Walmart’s Retail Media Scores Wins While Amazon’s AI Goes Ambient
The holiday shopping spree has come to a close. And while returns are no doubt occupying a fair amount of time at the world’s two biggest retailers, a relatively quiet (but consumer retail-focused) week at Amazon stood in contrast to some interesting developments around AI and retail advertising data and media at Walmart.
At the Consumer Electronics Show (CES) 2026 in Las Vegas Tuesday (Jan. 6), Omnicom highlighted a partnership with Walmart integrating purchase data into influencer planning on Meta platforms, effectively using real transaction history to identify which creators’ audiences are most likely to buy certain products.
This is a step beyond simple sponsored listings: It treats retail purchase data as a source of truth for influencer ROI, helping brands quantify not just impressions or clicks, but purchase-probable audiences.
And across the retail landscape, from Walmart’s artificial intelligence-powered shopping agents and Amazon’s redesigned smart carts at Whole Foods, Walmart’s financial services expansion and Amazon’s ambient computing, the news this week did not point to a single disruptive breakthrough.
Instead, it revealed a coordinated shift. Retail’s future is becoming less about isolated transactions and more about the systems that connect shopping, media, payments and technology into something closer to an operating layer for everyday life.
Data as the New Marketplace Currency
At a business model level, Walmart has been doubling down on its retail media strategy, launching its “Marty” solution for brands an advertisers in July. The Marty super agent is an agentic AI advertising assistant that helps suppliers, sellers, and advertisers manage onboarding, orders and campaigns; although the assistant won’t be made fully available to all Sponsored Search advertisers in the Walmart Connect Ad Center until later in the year.
For brands and agencies alike, this may represent a structural shift. The result could be tighter coupling between demand generation and conversion attribution.
On the consumer-facing front, Walmart on Tuesday moved to introduce advertising into its AI shopping agent, Sparky, reflecting a growing confidence in conversational commerce. Rather than positioning artificial intelligence solely as a utility, Walmart is treating it as a new interface, one capable of guiding discovery in ways that feel more natural than search bars or category menus.
This past week also saw Walmart add an AI specialist, Superhuman CEO Shishir Mehrotra, to its board of directors, a move that combines governance with strategic direction at a moment when every major retailer is grappling with how artificial intelligence should shape product recommendations, personalization, supply chain automation and customer engagement.
Before joining Superhuman, Mehrotra was CEO and co-founder of Coda, a productivity and AI platform, and before founding Coda, Mehrotra served as chief product officer and chief technology officer at YouTube.
The addition is emblematic of a broader tilt: Walmart is not simply adopting artificial intelligence tools; it is embedding AI leadership at the strategic decision-making level.
At the same time, the launch of crypto functionality within Walmart’s OnePay FinTech platform, going live in 2026, is a case in point.

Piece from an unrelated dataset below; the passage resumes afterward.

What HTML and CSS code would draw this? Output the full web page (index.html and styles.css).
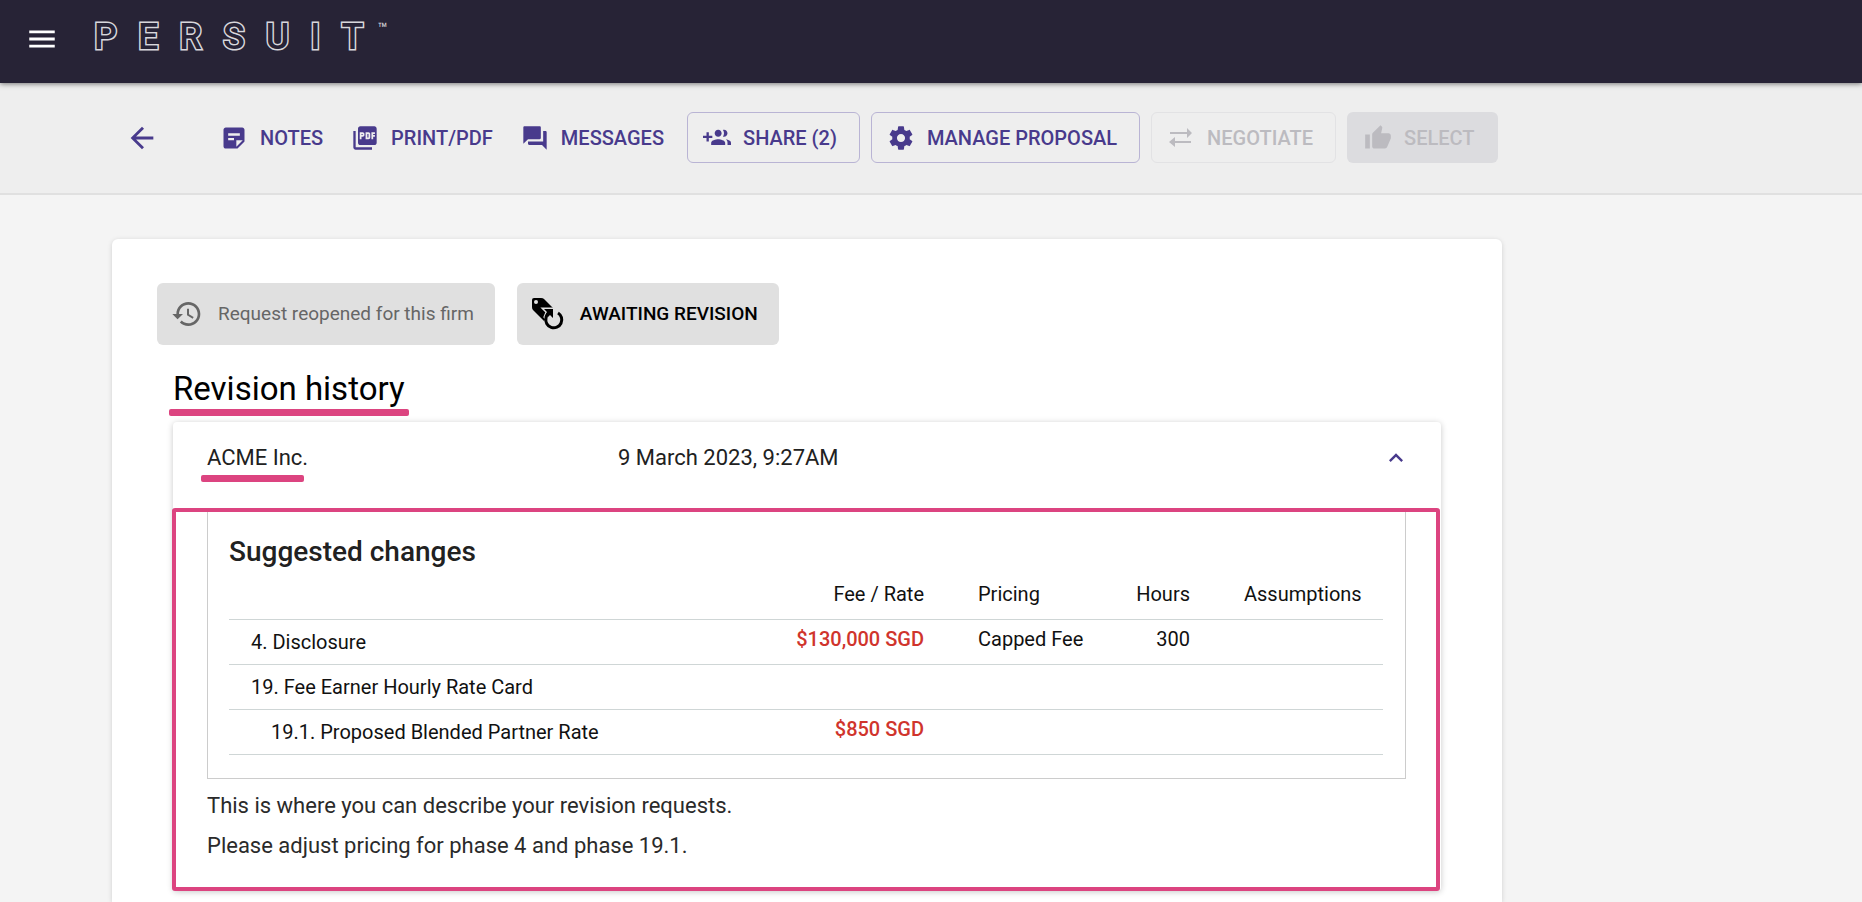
FILE: index.html
```html
<!DOCTYPE html>
<html lang="en">
<head>
<meta charset="utf-8">
<title>Persuit – Proposal</title>
<link rel="stylesheet" href="styles.css">
</head>
<body>
<header class="topbar">
  <button class="menu" aria-label="Menu"><svg viewBox="0 0 24 24" width="34" height="34"><path d="M3 18h18v-2H3v2zm0-5h18v-2H3v2zm0-7v2h18V6H3z"/></svg></button>
  <a class="logo" href="#" aria-label="Persuit"><span>P</span><span>E</span><span>R</span><span>S</span><span>U</span><span>I</span><span>T</span><sup class="tm">™</sup></a>
</header>
<nav class="toolbar">
  <button class="back" aria-label="Back"><svg viewBox="0 0 24 24" width="34" height="34"><path d="M20 11H7.830l5.590-5.590L12 4l-8 8 8 8 1.410-1.410L7.830 13H20v-2z"/></svg></button>
  <div class="links">
    <button class="action"><svg viewBox="0 0 24 24" width="28" height="28"><path d="M19 3H4.990C3.890 3 3 3.900 3 5l.010 14c0 1.100.890 2 1.990 2h10l6-6V5c0-1.100-.9-2-2-2zM7 8h10v2H7V8zm5 6H7v-2h5v2zm2 5.500V14h5.500L14 19.500z"/></svg>NOTES</button>
    <button class="action"><svg viewBox="0 0 24 24" width="28" height="28"><path d="M20 2H8c-1.100 0-2 .9-2 2v12c0 1.100.9 2 2 2h12c1.100 0 2-.9 2-2V4c0-1.100-.9-2-2-2zm-8.500 7.500c0 .830-.670 1.500-1.500 1.500H9v2H7.500V7H10c.830 0 1.500.670 1.500 1.500v1zm5 2c0 .830-.670 1.500-1.500 1.500h-2.500V7H15c.830 0 1.500.670 1.500 1.500v3zm4-3H19v1h1.500V11H19v2h-1.500V7h3v1.500zM9 9.500h1v-1H9v1zM4 6H2v14c0 1.100.9 2 2 2h14v-2H4V6zm10 5.500h1v-3h-1v3z"/></svg>PRINT/PDF</button>
    <button class="action"><svg viewBox="0 0 24 24" width="28" height="28"><path d="M21 6h-2v9H6v2c0 .550.450 1 1 1h11l4 4V7c0-.550-.450-1-1-1zm-4 6V3c0-.550-.450-1-1-1H3c-.550 0-1 .450-1 1v14l4-4h10c.550 0 1-.450 1-1z"/></svg>MESSAGES</button>
  </div>
  <div class="buttons">
    <button class="action outlined share"><svg viewBox="0 0 24 24" width="28" height="28"><path d="M8 10H5V7H3v3H0v2h3v3h2v-3h3v-2zm10 1c1.660 0 2.990-1.340 2.990-3S19.660 5 18 5c-.320 0-.630.050-.910.140.570.810.9 1.790.9 2.860s-.340 2.040-.9 2.860c.280.090.590.140.910.140zm-5 0c1.660 0 2.990-1.340 2.990-3S14.660 5 13 5s-3 1.340-3 3 1.340 3 3 3zm6.620 2.160c.830.730 1.380 1.660 1.380 2.840v2h3v-2c0-1.540-2.370-2.490-4.380-2.840zM13 13c-2 0-6 1-6 3v2h12v-2c0-2-4-3-6-3z"/></svg>SHARE (2)</button>
    <button class="action outlined manage"><svg viewBox="0 0 24 24" width="28" height="28"><path d="M19.430 12.980c.040-.320.070-.640.070-.980s-.030-.660-.070-.980l2.110-1.650c.190-.150.240-.420.120-.640l-2-3.460c-.120-.220-.390-.3-.610-.220l-2.490 1c-.520-.4-1.080-.730-1.690-.980l-.380-2.650C14.460 2.180 14.250 2 14 2h-4c-.250 0-.460.180-.490.420l-.380 2.650c-.610.250-1.170.590-1.690.980l-2.490-1c-.230-.090-.490 0-.610.220l-2 3.460c-.130.220-.070.490.120.640l2.110 1.650c-.040.320-.070.650-.070.980s.030.660.070.980l-2.110 1.650c-.190.150-.240.420-.120.640l2 3.460c.120.220.390.3.610.220l2.490-1c.520.4 1.080.730 1.690.980l.380 2.650c.030.240.240.420.490.420h4c.250 0 .460-.180.490-.420l.380-2.650c.610-.250 1.170-.590 1.690-.980l2.490 1c.230.090.490 0 .610-.220l2-3.460c.120-.220.070-.490-.120-.640l-2.110-1.650zM12 15.500c-1.930 0-3.500-1.570-3.500-3.500s1.570-3.500 3.500-3.500 3.500 1.570 3.500 3.500-1.570 3.500-3.500 3.500z"/></svg>MANAGE PROPOSAL</button>
    <button class="action outlined negotiate" disabled><svg viewBox="0 0 28 28" width="28" height="28"><path d="M3 8h17V4l5 5-5 5v-4H3zM24 17H8v-4l-6 5 6 5v-4h16z"/></svg>NEGOTIATE</button>
    <button class="action filled" disabled><svg viewBox="0 0 24 24" width="28" height="28"><path d="M1 21h4V9H1v12zm22-11c0-1.100-.9-2-2-2h-6.310l.950-4.570.030-.320c0-.410-.170-.790-.440-1.060L14.170 1 7.590 7.590C7.220 7.950 7 8.450 7 9v10c0 1.100.9 2 2 2h9c.830 0 1.540-.5 1.840-1.220l3.020-7.050c.090-.230.140-.470.140-.730v-2z"/></svg>SELECT</button>
  </div>
</nav>
<main class="page">
  <div class="chips">
    <div class="chip reopened"><svg viewBox="0 0 24 24" width="32" height="32"><path d="M13 3c-4.970 0-9 4.030-9 9H1l3.890 3.890.070.140L9 12H6c0-3.870 3.130-7 7-7s7 3.130 7 7-3.130 7-7 7c-1.930 0-3.680-.790-4.940-2.060l-1.420 1.420C8.270 19.990 10.510 21 13 21c4.970 0 9-4.030 9-9s-4.030-9-9-9zm-1 5v5l4.280 2.540.720-1.210-3.500-2.080V8H12z"/></svg>Request reopened for this firm</div>
    <div class="chip awaiting"><svg viewBox="0 0 34 34" width="34" height="34"><path d="M1 3Q1 1 3 1H10Q12 1 13 2L23 12 13 24 2 13Q1 12 1 10Z"/><circle class="hole" cx="5" cy="5" r="2"/><circle class="hole" cx="23" cy="23" r="8"/><path class="halo" d="M13 12H22V21L19 18 16 22 14 20 16 15Z"/><path class="ring" d="M27 16A8 8 0 1 1 15 21Q15 18 18 16"/><path d="M13 12H22V21L19 18 17 20 15 17 16 15Z"/></svg>AWAITING REVISION</div>
  </div>
  <section class="history">
    <h1 class="title"><span class="marked">Revision history</span></h1>
    <div class="panel">
      <div class="summary">
        <span><span class="marked firm">ACME Inc.</span></span>
        <time>9 March 2023, 9:27AM</time>
        <button class="collapse" aria-label="Collapse"><svg viewBox="0 0 24 24" width="28" height="28"><path d="M12 8l-6 6 1.410 1.410L12 10.830l4.590 4.580L18 14z"/></svg></button>
      </div>
      <div class="details">
        <div class="changes">
          <h2 class="subtitle">Suggested changes</h2>
          <table class="rates">
            <colgroup><col><col class="c-fee"><col class="c-pricing"><col class="c-hours"><col class="c-assume"></colgroup>
            <thead><tr><th></th><th class="num">Fee / Rate</th><th>Pricing</th><th class="num">Hours</th><th>Assumptions</th></tr></thead>
            <tbody>
              <tr><td class="name">4. Disclosure</td><td class="num fee">$130,000 SGD</td><td>Capped Fee</td><td class="num">300</td><td></td></tr>
              <tr><td class="name">19. Fee Earner Hourly Rate Card</td><td></td><td></td><td></td><td></td></tr>
              <tr><td class="name nested">19.1. Proposed Blended Partner Rate</td><td class="num fee">$850 SGD</td><td></td><td></td><td></td></tr>
            </tbody>
          </table>
        </div>
        <p>This is where you can describe your revision requests.</p>
        <p>Please adjust pricing for phase 4 and phase 19.1.</p>
      </div>
    </div>
  </section>
</main>
</body>
</html>
```
FILE: styles.css
```css
* { box-sizing: border-box; }
body { margin: 0; background: #f4f4f4; color: #000; font: 20px/24px Roboto, sans-serif; overflow-x: hidden; min-height: 100vh; display: flex; flex-direction: column; }
button { font: inherit; color: inherit; background: none; border: 0; padding: 0; }
svg { display: block; flex: none; fill: currentColor; }

.topbar { display: flex; align-items: flex-start; height: 83px; padding-left: 25px; background: #272336; color: #fff; box-shadow: 0 1px 5px rgba(0, 0, 0, .5); position: relative; z-index: 1; }
.menu { margin-top: 22px; }
.logo { display: flex; margin: 19px 0 0 35px; gap: 21px; font-size: 36px; line-height: 36px; font-weight: 500; color: #272336; text-decoration: none; -webkit-text-stroke: 3px #d8d7dc; paint-order: stroke fill; }
.tm { font-size: 16px; line-height: 16px; font-weight: 400; margin: 2px 0 0 -7px; color: #d8d7dc; -webkit-text-stroke: 0; }

.toolbar { display: flex; align-items: center; height: 112px; padding: 0 0 1px 125px; background: #eee; border-bottom: 2px solid #e0e0e0; color: #483a8c; }
.links { display: flex; gap: 28px; margin-left: 61px; }
.buttons { display: flex; gap: 11px; margin-left: 23px; }
.action { display: flex; align-items: center; gap: 12px; height: 51px; font-size: 20px; font-weight: 500; white-space: nowrap; }
.outlined { padding: 0 22px 0 15px; border: 1px solid #b9b4d4; border-radius: 6px; }
.outlined:disabled { border-color: #e2e2e4; color: #bcbbc0; }
.filled { padding: 0 23px 0 17px; border-radius: 6px; background: #dcdcdf; color: #bcbbc0; }

.page { flex: 1; width: 1390px; max-width: 100%; margin: 44px 0 0 112px; padding: 44px 61px 0 45px; background: #fff; border-radius: 6px 6px 0 0; box-shadow: 0 1px 5px rgba(0, 0, 0, .15); }
.chips { display: flex; gap: 22px; }
.chip { display: flex; align-items: center; gap: 15px; height: 62px; padding: 0 21px 1px 14px; border-radius: 6px; background: #e0e0e0; font-size: 19px; }
.reopened { color: #666; }
.awaiting { font-weight: 500; }
.hole { fill: #e0e0e0; }
.halo { fill: none; stroke: #e0e0e0; stroke-width: 3; }
.ring { fill: none; stroke: currentColor; stroke-width: 3; }

.history { padding-left: 16px; }
.title { margin: 24px 0 13px; font-size: 33px; line-height: 40px; font-weight: 400; }
.marked { position: relative; }
.marked::after { content: ""; position: absolute; left: -4px; right: -4px; bottom: -8px; height: 7px; border-radius: 2px; background: #dc4480; }
.firm::after { left: -6px; right: 4px; bottom: -12px; }
.panel { border-radius: 4px; background: #fff; box-shadow: 0 1px 6px rgba(0, 0, 0, .22); }
.summary { display: grid; grid-template-columns: 411px 1fr auto; align-items: center; padding: 22px 31px 0 34px; height: 86px; align-content: start; font-size: 22px; line-height: 28px; color: #212121; }
.collapse { color: #483a8c; }
.details { border: 4px solid #dc4480; border-radius: 3px; margin: 0 1px 0 -1px; padding: 0 30px 25px 31px; color: #2a2a2a; }
.details p { margin: 8px 0 0; font-size: 22px; line-height: 32px; }
.changes { padding: 24px 22px 23px 21px; border: 1px solid #ccc; border-top: 0; margin-bottom: 11px; }
.subtitle { margin: 0 0 6px; font-size: 28px; line-height: 32px; font-weight: 500; color: #212121; }
.rates { width: 100%; table-layout: fixed; border-collapse: collapse; font-size: 20px; line-height: 24px; color: #111; }
.c-fee { width: 170px; }
.c-pricing { width: 158px; }
.c-hours { width: 108px; }
.c-assume { width: 166px; }
.rates th, .rates td { height: 45px; padding: 0 0 6px 27px; text-align: left; font-weight: 400; border-bottom: 1px solid #cfd6d6; }
.rates th { padding-bottom: 4px; }
.rates .num { padding-left: 0; padding-right: 27px; text-align: right; }
.rates .fee { color: #d0342c; font-weight: 500; }
.rates .name { padding: 0 0 0 22px; }
.rates .nested { padding-left: 42px; }
```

By enabling users to buy, sell and convert digital assets for spending, Walmart is testing how emerging financial tools can be integrated into everyday commerce without requiring customers to leave a familiar ecosystem.
Amazon Goes Ambient at CES
Amazon’s presence at CES this year reinforced a different but complementary vision. Rather than spotlighting a single hero product, Amazon emphasized how its devices and services work together, across Fire TV, Ring and Alexa, to create more seamless experiences.
The throughline was ambient intelligence. Amazon continues to refine systems that anticipate needs and reduce friction, whether that’s controlling a home, managing entertainment or facilitating commerce through voice and screens. Shopping, in this model, becomes an extension of daily routines rather than a discrete activity.
Physical retail is also evolving, not disappearing. Amazon’s freshly redesigned Dash Cart at Whole Foods, which is lighter, larger and equipped with tap-to-pay and navigation features, illustrates how in-store experiences are being reimagined with technology as an enabler rather than a replacement for human interaction.
Smart carts address familiar pain points: long checkout lines, uncertainty about total spend and inefficient store navigation. They also unlock new insights into how shoppers move through stores and make decisions, data that can inform better layouts, assortments and promotions.
Across all the initiatives at both Walmart and Amazon, data plays a central role, but one increasingly as a foundation rather than a headline. Purchase histories, interaction signals and contextual insights are being used to improve relevance, reduce friction and connect disparate parts of the retail experience.
The opportunity for retailers is to translate this data into clear consumer value. When personalization saves time, recommendations feel timely and payments become simpler, data use becomes less abstract and more tangible. The question is how Amazon and Walmart can compete in demonstrating that the technology powering the future of retail is being applied in service of the customer.